Set down all of the data that follows word for word, without the images.

Start of COLLECTED DATA

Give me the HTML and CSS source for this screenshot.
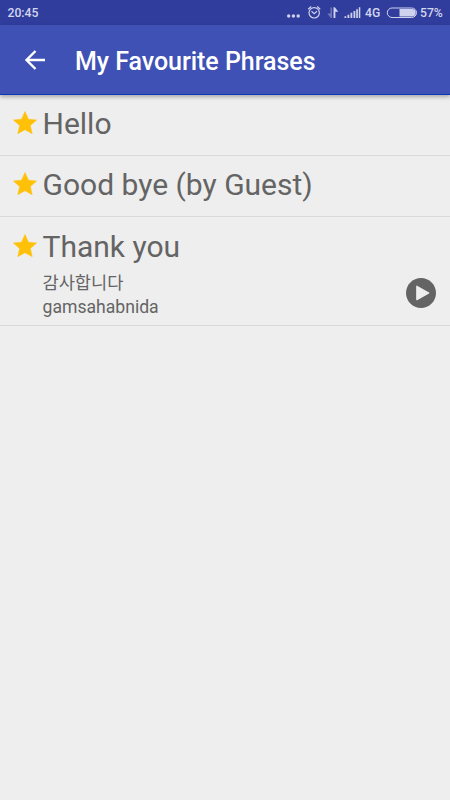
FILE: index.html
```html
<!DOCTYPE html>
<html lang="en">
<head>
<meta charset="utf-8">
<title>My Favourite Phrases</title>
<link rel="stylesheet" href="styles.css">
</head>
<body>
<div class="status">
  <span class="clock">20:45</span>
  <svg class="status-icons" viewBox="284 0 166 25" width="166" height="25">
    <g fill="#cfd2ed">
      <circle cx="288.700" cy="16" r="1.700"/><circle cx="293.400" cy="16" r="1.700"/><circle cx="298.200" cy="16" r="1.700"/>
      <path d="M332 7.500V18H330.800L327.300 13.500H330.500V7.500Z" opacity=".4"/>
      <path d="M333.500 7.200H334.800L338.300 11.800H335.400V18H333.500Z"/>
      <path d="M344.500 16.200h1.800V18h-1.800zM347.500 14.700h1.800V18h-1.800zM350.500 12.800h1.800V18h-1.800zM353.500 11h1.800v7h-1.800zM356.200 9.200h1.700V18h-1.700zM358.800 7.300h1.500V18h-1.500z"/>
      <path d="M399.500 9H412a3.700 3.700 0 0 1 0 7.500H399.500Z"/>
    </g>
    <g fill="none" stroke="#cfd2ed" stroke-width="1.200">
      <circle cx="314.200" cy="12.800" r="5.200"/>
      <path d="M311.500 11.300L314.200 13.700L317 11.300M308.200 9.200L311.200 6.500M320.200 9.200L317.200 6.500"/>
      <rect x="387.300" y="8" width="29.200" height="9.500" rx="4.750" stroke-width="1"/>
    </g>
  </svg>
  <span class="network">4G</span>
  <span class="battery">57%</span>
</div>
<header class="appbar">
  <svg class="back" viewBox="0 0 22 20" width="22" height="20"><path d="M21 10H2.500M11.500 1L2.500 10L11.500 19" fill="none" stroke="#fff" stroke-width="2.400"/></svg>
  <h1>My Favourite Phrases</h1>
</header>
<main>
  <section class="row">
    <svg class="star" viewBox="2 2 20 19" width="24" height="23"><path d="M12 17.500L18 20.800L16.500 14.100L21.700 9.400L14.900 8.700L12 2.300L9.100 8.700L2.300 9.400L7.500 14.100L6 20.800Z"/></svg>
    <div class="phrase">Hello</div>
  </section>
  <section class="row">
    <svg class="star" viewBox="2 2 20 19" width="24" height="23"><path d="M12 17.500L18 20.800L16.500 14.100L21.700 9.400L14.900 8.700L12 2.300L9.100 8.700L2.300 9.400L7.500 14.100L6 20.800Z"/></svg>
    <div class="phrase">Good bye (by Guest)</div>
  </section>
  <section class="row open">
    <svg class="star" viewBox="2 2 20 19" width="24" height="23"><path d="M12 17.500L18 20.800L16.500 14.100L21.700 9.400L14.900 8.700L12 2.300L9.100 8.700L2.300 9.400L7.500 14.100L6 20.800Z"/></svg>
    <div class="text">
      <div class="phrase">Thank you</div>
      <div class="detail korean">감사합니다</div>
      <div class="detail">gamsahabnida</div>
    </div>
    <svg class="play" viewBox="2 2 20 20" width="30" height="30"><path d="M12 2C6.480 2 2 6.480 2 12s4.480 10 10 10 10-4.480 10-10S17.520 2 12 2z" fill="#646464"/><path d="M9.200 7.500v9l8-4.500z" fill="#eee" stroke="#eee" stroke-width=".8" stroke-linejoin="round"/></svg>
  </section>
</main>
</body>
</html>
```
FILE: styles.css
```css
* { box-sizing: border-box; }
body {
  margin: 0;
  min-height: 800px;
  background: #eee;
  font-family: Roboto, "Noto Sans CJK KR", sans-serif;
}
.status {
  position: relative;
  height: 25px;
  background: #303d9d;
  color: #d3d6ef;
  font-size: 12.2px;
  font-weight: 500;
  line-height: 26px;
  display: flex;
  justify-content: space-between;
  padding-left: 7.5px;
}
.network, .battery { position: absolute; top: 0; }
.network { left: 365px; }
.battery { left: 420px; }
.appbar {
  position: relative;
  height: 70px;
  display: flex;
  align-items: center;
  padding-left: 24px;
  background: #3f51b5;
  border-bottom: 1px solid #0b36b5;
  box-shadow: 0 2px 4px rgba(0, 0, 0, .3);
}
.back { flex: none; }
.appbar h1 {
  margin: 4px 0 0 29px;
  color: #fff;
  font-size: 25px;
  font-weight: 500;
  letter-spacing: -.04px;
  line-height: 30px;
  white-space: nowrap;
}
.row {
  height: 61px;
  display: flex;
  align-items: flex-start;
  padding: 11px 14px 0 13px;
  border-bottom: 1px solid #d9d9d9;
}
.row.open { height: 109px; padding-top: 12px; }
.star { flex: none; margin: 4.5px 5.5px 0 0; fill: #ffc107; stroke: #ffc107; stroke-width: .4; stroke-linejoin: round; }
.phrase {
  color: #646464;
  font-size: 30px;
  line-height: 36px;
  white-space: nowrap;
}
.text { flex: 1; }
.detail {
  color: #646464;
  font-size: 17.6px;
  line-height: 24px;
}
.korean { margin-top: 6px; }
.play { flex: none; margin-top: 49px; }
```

End of COLLECTED DATA

◆ FULL OUTPUT ◆
Give me the HTML and CSS source for this screenshot.
FILE: index.html
```html
<!DOCTYPE html>
<html lang="en">
<head>
<meta charset="utf-8">
<title>My Favourite Phrases</title>
<link rel="stylesheet" href="styles.css">
</head>
<body>
<div class="status">
  <span class="clock">20:45</span>
  <svg class="status-icons" viewBox="284 0 166 25" width="166" height="25">
    <g fill="#cfd2ed">
      <circle cx="288.700" cy="16" r="1.700"/><circle cx="293.400" cy="16" r="1.700"/><circle cx="298.200" cy="16" r="1.700"/>
      <path d="M332 7.500V18H330.800L327.300 13.500H330.500V7.500Z" opacity=".4"/>
      <path d="M333.500 7.200H334.800L338.300 11.800H335.400V18H333.500Z"/>
      <path d="M344.500 16.200h1.800V18h-1.800zM347.500 14.700h1.800V18h-1.800zM350.500 12.800h1.800V18h-1.800zM353.500 11h1.800v7h-1.800zM356.200 9.200h1.700V18h-1.700zM358.800 7.300h1.500V18h-1.500z"/>
      <path d="M399.500 9H412a3.700 3.700 0 0 1 0 7.500H399.500Z"/>
    </g>
    <g fill="none" stroke="#cfd2ed" stroke-width="1.200">
      <circle cx="314.200" cy="12.800" r="5.200"/>
      <path d="M311.500 11.300L314.200 13.700L317 11.300M308.200 9.200L311.200 6.500M320.200 9.200L317.200 6.500"/>
      <rect x="387.300" y="8" width="29.200" height="9.500" rx="4.750" stroke-width="1"/>
    </g>
  </svg>
  <span class="network">4G</span>
  <span class="battery">57%</span>
</div>
<header class="appbar">
  <svg class="back" viewBox="0 0 22 20" width="22" height="20"><path d="M21 10H2.500M11.500 1L2.500 10L11.500 19" fill="none" stroke="#fff" stroke-width="2.400"/></svg>
  <h1>My Favourite Phrases</h1>
</header>
<main>
  <section class="row">
    <svg class="star" viewBox="2 2 20 19" width="24" height="23"><path d="M12 17.500L18 20.800L16.500 14.100L21.700 9.400L14.900 8.700L12 2.300L9.100 8.700L2.300 9.400L7.500 14.100L6 20.800Z"/></svg>
    <div class="phrase">Hello</div>
  </section>
  <section class="row">
    <svg class="star" viewBox="2 2 20 19" width="24" height="23"><path d="M12 17.500L18 20.800L16.500 14.100L21.700 9.400L14.900 8.700L12 2.300L9.100 8.700L2.300 9.400L7.500 14.100L6 20.800Z"/></svg>
    <div class="phrase">Good bye (by Guest)</div>
  </section>
  <section class="row open">
    <svg class="star" viewBox="2 2 20 19" width="24" height="23"><path d="M12 17.500L18 20.800L16.500 14.100L21.700 9.400L14.900 8.700L12 2.300L9.100 8.700L2.300 9.400L7.500 14.100L6 20.800Z"/></svg>
    <div class="text">
      <div class="phrase">Thank you</div>
      <div class="detail korean">감사합니다</div>
      <div class="detail">gamsahabnida</div>
    </div>
    <svg class="play" viewBox="2 2 20 20" width="30" height="30"><path d="M12 2C6.480 2 2 6.480 2 12s4.480 10 10 10 10-4.480 10-10S17.520 2 12 2z" fill="#646464"/><path d="M9.200 7.500v9l8-4.500z" fill="#eee" stroke="#eee" stroke-width=".8" stroke-linejoin="round"/></svg>
  </section>
</main>
</body>
</html>
```
FILE: styles.css
```css
* { box-sizing: border-box; }
body {
  margin: 0;
  min-height: 800px;
  background: #eee;
  font-family: Roboto, "Noto Sans CJK KR", sans-serif;
}
.status {
  position: relative;
  height: 25px;
  background: #303d9d;
  color: #d3d6ef;
  font-size: 12.2px;
  font-weight: 500;
  line-height: 26px;
  display: flex;
  justify-content: space-between;
  padding-left: 7.5px;
}
.network, .battery { position: absolute; top: 0; }
.network { left: 365px; }
.battery { left: 420px; }
.appbar {
  position: relative;
  height: 70px;
  display: flex;
  align-items: center;
  padding-left: 24px;
  background: #3f51b5;
  border-bottom: 1px solid #0b36b5;
  box-shadow: 0 2px 4px rgba(0, 0, 0, .3);
}
.back { flex: none; }
.appbar h1 {
  margin: 4px 0 0 29px;
  color: #fff;
  font-size: 25px;
  font-weight: 500;
  letter-spacing: -.04px;
  line-height: 30px;
  white-space: nowrap;
}
.row {
  height: 61px;
  display: flex;
  align-items: flex-start;
  padding: 11px 14px 0 13px;
  border-bottom: 1px solid #d9d9d9;
}
.row.open { height: 109px; padding-top: 12px; }
.star { flex: none; margin: 4.5px 5.5px 0 0; fill: #ffc107; stroke: #ffc107; stroke-width: .4; stroke-linejoin: round; }
.phrase {
  color: #646464;
  font-size: 30px;
  line-height: 36px;
  white-space: nowrap;
}
.text { flex: 1; }
.detail {
  color: #646464;
  font-size: 17.6px;
  line-height: 24px;
}
.korean { margin-top: 6px; }
.play { flex: none; margin-top: 49px; }
```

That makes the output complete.